**Direction**
All lines below must be repeated exactly, with the pictures omitted.

>> Begin Data shown

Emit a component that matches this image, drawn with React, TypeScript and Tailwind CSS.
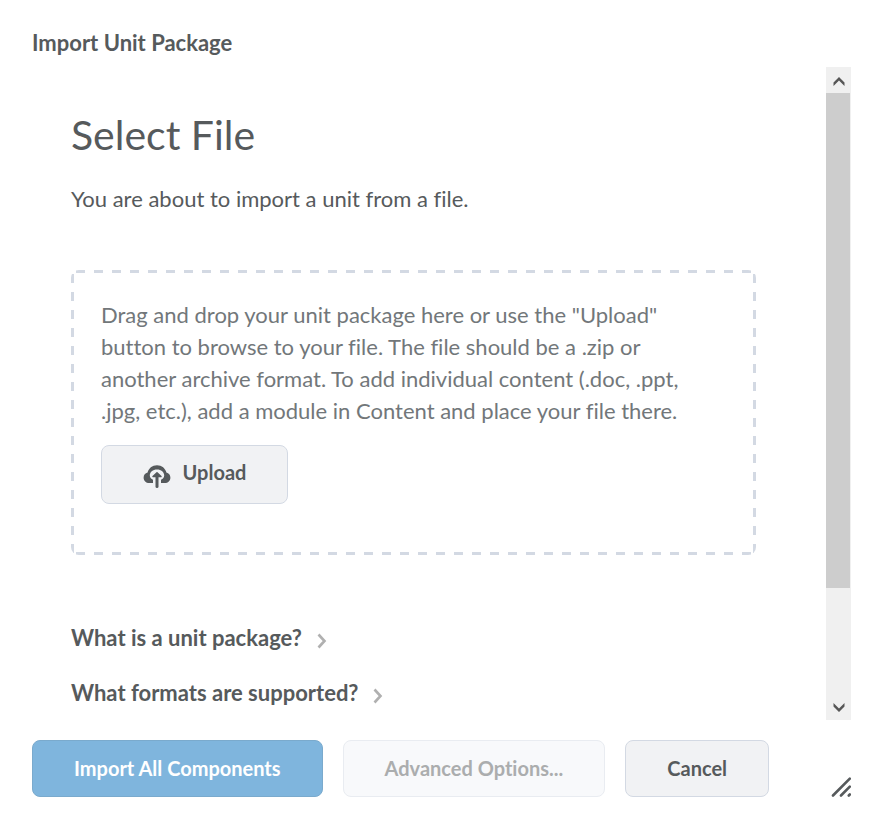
import type { ReactNode } from "react";

function UploadIcon() {
  return (
    <svg viewBox="0 0 28 24" className="mt-[2px] h-6 w-7" aria-hidden="true">
      <path
        fill="#565a5c"
        d="M10 19H6.200C3 19 .600 16.700.600 13.700c0-2.500 1.600-4.500 4-5.100C5.600 4.400 9.200 1.200 14 1.200s8.400 3.200 9.400 7.400c2.400.600 4 2.600 4 5.100 0 3-2.400 5.300-5.600 5.300H18v-3.200c2-1 3.200-2.400 3.200-4.300 0-3.400-3-6-7.200-6s-7.200 2.600-7.200 6c0 1.900 1.200 3.300 3.200 4.300Z"
      />
      <path d="M14 22.500V12" stroke="#565a5c" strokeWidth="3" strokeLinecap="round" />
      <path d="M14 8.800 18 12.600H10Z" fill="#565a5c" stroke="#565a5c" strokeWidth="1.500" strokeLinejoin="round" />
    </svg>
  );
}

function DashedOutline() {
  return (
    <svg className="pointer-events-none absolute inset-0 h-full w-full" stroke="#d3d9e3" strokeWidth="6" strokeDasharray="9 9" aria-hidden="true">
      <line x1="5" y1="0" x2="100%" y2="0" />
      <line x1="5" y1="100%" x2="100%" y2="100%" />
      <line x1="0" y1="4" x2="0" y2="100%" />
      <line x1="100%" y1="4" x2="100%" y2="100%" />
    </svg>
  );
}

function ResizeGrip() {
  return (
    <svg viewBox="0 0 20 20" className="h-5 w-5" stroke="#565a5c" strokeWidth="2.600" strokeLinecap="round" aria-hidden="true">
      <path d="M2 18.500 18.800 1.700M10 18.500l8.800-8.800M17.800 18.500l1-1" />
    </svg>
  );
}

function ScrollArrow({ label, d }: { label: string; d: string }) {
  return (
    <button type="button" aria-label={label} className="flex h-[26px] w-full shrink-0 items-center justify-center pt-[2px]">
      <svg viewBox="0 0 12 10" className="h-[10px] w-3" fill="#565656" aria-hidden="true">
        <path d={d} />
      </svg>
    </button>
  );
}

function Question({ children }: { children: ReactNode }) {
  return (
    <button type="button" className="flex items-center gap-[15px] text-[22px] leading-8 font-bold">
      <span>{children}</span>
      <svg viewBox="0 0 10 16" className="mt-[6px] h-4 w-[10px]" fill="none" stroke="#b0b0b0" strokeWidth="2.600" aria-hidden="true">
        <path d="M1.500 1.500 7.500 8l-6 6.500" />
      </svg>
    </button>
  );
}

export default function App() {
  return (
    <div className="flex min-h-screen flex-col bg-white pt-[27px] pr-[29px] pb-[35px] pl-8 font-['Lato',sans-serif] text-[#565a5c] [font-variant-ligatures:none]">
      <h1 className="text-[22px] leading-8 font-bold">Import Unit Package</h1>

      <div className="mt-2 flex flex-1">
        <main className="min-w-0 flex-1 pt-[43px] pr-[70px] pl-[39px]">
          <h2 className="text-[41px] leading-[50px]">Select File</h2>
          <p className="mt-[23px] text-[22px] leading-8">You are about to import a unit from a file.</p>

          <section className="relative mt-[55px] overflow-hidden rounded-lg pt-[29px] pr-[55px] pb-[51px] pl-[30px]">
            <DashedOutline />
            <p className="text-[22px] leading-8 text-[#72777a]">
              Drag and drop your unit package here or use the "Upload" button to browse to your file. The file should be a .zip or another archive format. To add individual content (.doc, .ppt, .jpg, etc.), add a module in Content and place your file there.
            </p>
            <button type="button" className="mt-[18px] flex h-[59px] w-[187px] items-center justify-center gap-3 rounded-lg border border-[#d3d9e3] bg-[#f1f2f4] text-[20px] font-bold">
              <UploadIcon />
              <span className="pb-[6px]">Upload</span>
            </button>
          </section>

          <div className="mt-[67px] flex flex-col items-start gap-[23px]">
            <Question>What is a unit package?</Question>
            <Question>What formats are supported?</Question>
          </div>
        </main>

        <div className="flex w-[25px] shrink-0 flex-col bg-[#f0f0f0]">
          <ScrollArrow label="Scroll up" d="M6 1l5.500 5.500V10L6 4.500.5 10V6.500Z" />
          <div className="flex flex-1 flex-col pr-px">
            <div className="flex-[14] bg-[#cdcdcd]" />
            <div className="flex-[3]" />
          </div>
          <ScrollArrow label="Scroll down" d="M6 9l5.500-5.500V0L6 5.500.5 0V3.500Z" />
        </div>
      </div>

      <footer className="mt-5 flex items-end justify-between">
        <div className="flex gap-5 text-[20px] font-bold">
          <button type="button" className="h-[57px] rounded-lg border border-[#7aaacd] bg-[#7fb5dd] px-[41px] pb-[2px] text-white">
            Import All Components
          </button>
          <button type="button" disabled className="h-[57px] rounded-lg border border-[#e9ecf1] bg-[#f8f9fb] px-[41px] pb-[2px] text-[#abadae]">
            Advanced Options...
          </button>
          <button type="button" className="h-[57px] rounded-lg border border-[#d3d9e3] bg-[#f1f2f4] px-[41px] pb-[2px]">
            Cancel
          </button>
        </div>
        <ResizeGrip />
      </footer>
    </div>
  );
}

>> End Data shown

**Output for this exercise**
Emit a component that matches this image, drawn with React, TypeScript and Tailwind CSS.
import type { ReactNode } from "react";

function UploadIcon() {
  return (
    <svg viewBox="0 0 28 24" className="mt-[2px] h-6 w-7" aria-hidden="true">
      <path
        fill="#565a5c"
        d="M10 19H6.200C3 19 .600 16.700.600 13.700c0-2.500 1.600-4.500 4-5.100C5.600 4.400 9.200 1.200 14 1.200s8.400 3.200 9.400 7.400c2.400.600 4 2.600 4 5.100 0 3-2.400 5.300-5.600 5.300H18v-3.200c2-1 3.200-2.400 3.200-4.300 0-3.400-3-6-7.200-6s-7.200 2.600-7.200 6c0 1.900 1.200 3.300 3.200 4.300Z"
      />
      <path d="M14 22.500V12" stroke="#565a5c" strokeWidth="3" strokeLinecap="round" />
      <path d="M14 8.800 18 12.600H10Z" fill="#565a5c" stroke="#565a5c" strokeWidth="1.500" strokeLinejoin="round" />
    </svg>
  );
}

function DashedOutline() {
  return (
    <svg className="pointer-events-none absolute inset-0 h-full w-full" stroke="#d3d9e3" strokeWidth="6" strokeDasharray="9 9" aria-hidden="true">
      <line x1="5" y1="0" x2="100%" y2="0" />
      <line x1="5" y1="100%" x2="100%" y2="100%" />
      <line x1="0" y1="4" x2="0" y2="100%" />
      <line x1="100%" y1="4" x2="100%" y2="100%" />
    </svg>
  );
}

function ResizeGrip() {
  return (
    <svg viewBox="0 0 20 20" className="h-5 w-5" stroke="#565a5c" strokeWidth="2.600" strokeLinecap="round" aria-hidden="true">
      <path d="M2 18.500 18.800 1.700M10 18.500l8.800-8.800M17.800 18.500l1-1" />
    </svg>
  );
}

function ScrollArrow({ label, d }: { label: string; d: string }) {
  return (
    <button type="button" aria-label={label} className="flex h-[26px] w-full shrink-0 items-center justify-center pt-[2px]">
      <svg viewBox="0 0 12 10" className="h-[10px] w-3" fill="#565656" aria-hidden="true">
        <path d={d} />
      </svg>
    </button>
  );
}

function Question({ children }: { children: ReactNode }) {
  return (
    <button type="button" className="flex items-center gap-[15px] text-[22px] leading-8 font-bold">
      <span>{children}</span>
      <svg viewBox="0 0 10 16" className="mt-[6px] h-4 w-[10px]" fill="none" stroke="#b0b0b0" strokeWidth="2.600" aria-hidden="true">
        <path d="M1.500 1.500 7.500 8l-6 6.500" />
      </svg>
    </button>
  );
}

export default function App() {
  return (
    <div className="flex min-h-screen flex-col bg-white pt-[27px] pr-[29px] pb-[35px] pl-8 font-['Lato',sans-serif] text-[#565a5c] [font-variant-ligatures:none]">
      <h1 className="text-[22px] leading-8 font-bold">Import Unit Package</h1>

      <div className="mt-2 flex flex-1">
        <main className="min-w-0 flex-1 pt-[43px] pr-[70px] pl-[39px]">
          <h2 className="text-[41px] leading-[50px]">Select File</h2>
          <p className="mt-[23px] text-[22px] leading-8">You are about to import a unit from a file.</p>

          <section className="relative mt-[55px] overflow-hidden rounded-lg pt-[29px] pr-[55px] pb-[51px] pl-[30px]">
            <DashedOutline />
            <p className="text-[22px] leading-8 text-[#72777a]">
              Drag and drop your unit package here or use the "Upload" button to browse to your file. The file should be a .zip or another archive format. To add individual content (.doc, .ppt, .jpg, etc.), add a module in Content and place your file there.
            </p>
            <button type="button" className="mt-[18px] flex h-[59px] w-[187px] items-center justify-center gap-3 rounded-lg border border-[#d3d9e3] bg-[#f1f2f4] text-[20px] font-bold">
              <UploadIcon />
              <span className="pb-[6px]">Upload</span>
            </button>
          </section>

          <div className="mt-[67px] flex flex-col items-start gap-[23px]">
            <Question>What is a unit package?</Question>
            <Question>What formats are supported?</Question>
          </div>
        </main>

        <div className="flex w-[25px] shrink-0 flex-col bg-[#f0f0f0]">
          <ScrollArrow label="Scroll up" d="M6 1l5.500 5.500V10L6 4.500.5 10V6.500Z" />
          <div className="flex flex-1 flex-col pr-px">
            <div className="flex-[14] bg-[#cdcdcd]" />
            <div className="flex-[3]" />
          </div>
          <ScrollArrow label="Scroll down" d="M6 9l5.500-5.500V0L6 5.500.5 0V3.500Z" />
        </div>
      </div>

      <footer className="mt-5 flex items-end justify-between">
        <div className="flex gap-5 text-[20px] font-bold">
          <button type="button" className="h-[57px] rounded-lg border border-[#7aaacd] bg-[#7fb5dd] px-[41px] pb-[2px] text-white">
            Import All Components
          </button>
          <button type="button" disabled className="h-[57px] rounded-lg border border-[#e9ecf1] bg-[#f8f9fb] px-[41px] pb-[2px] text-[#abadae]">
            Advanced Options...
          </button>
          <button type="button" className="h-[57px] rounded-lg border border-[#d3d9e3] bg-[#f1f2f4] px-[41px] pb-[2px]">
            Cancel
          </button>
        </div>
        <ResizeGrip />
      </footer>
    </div>
  );
}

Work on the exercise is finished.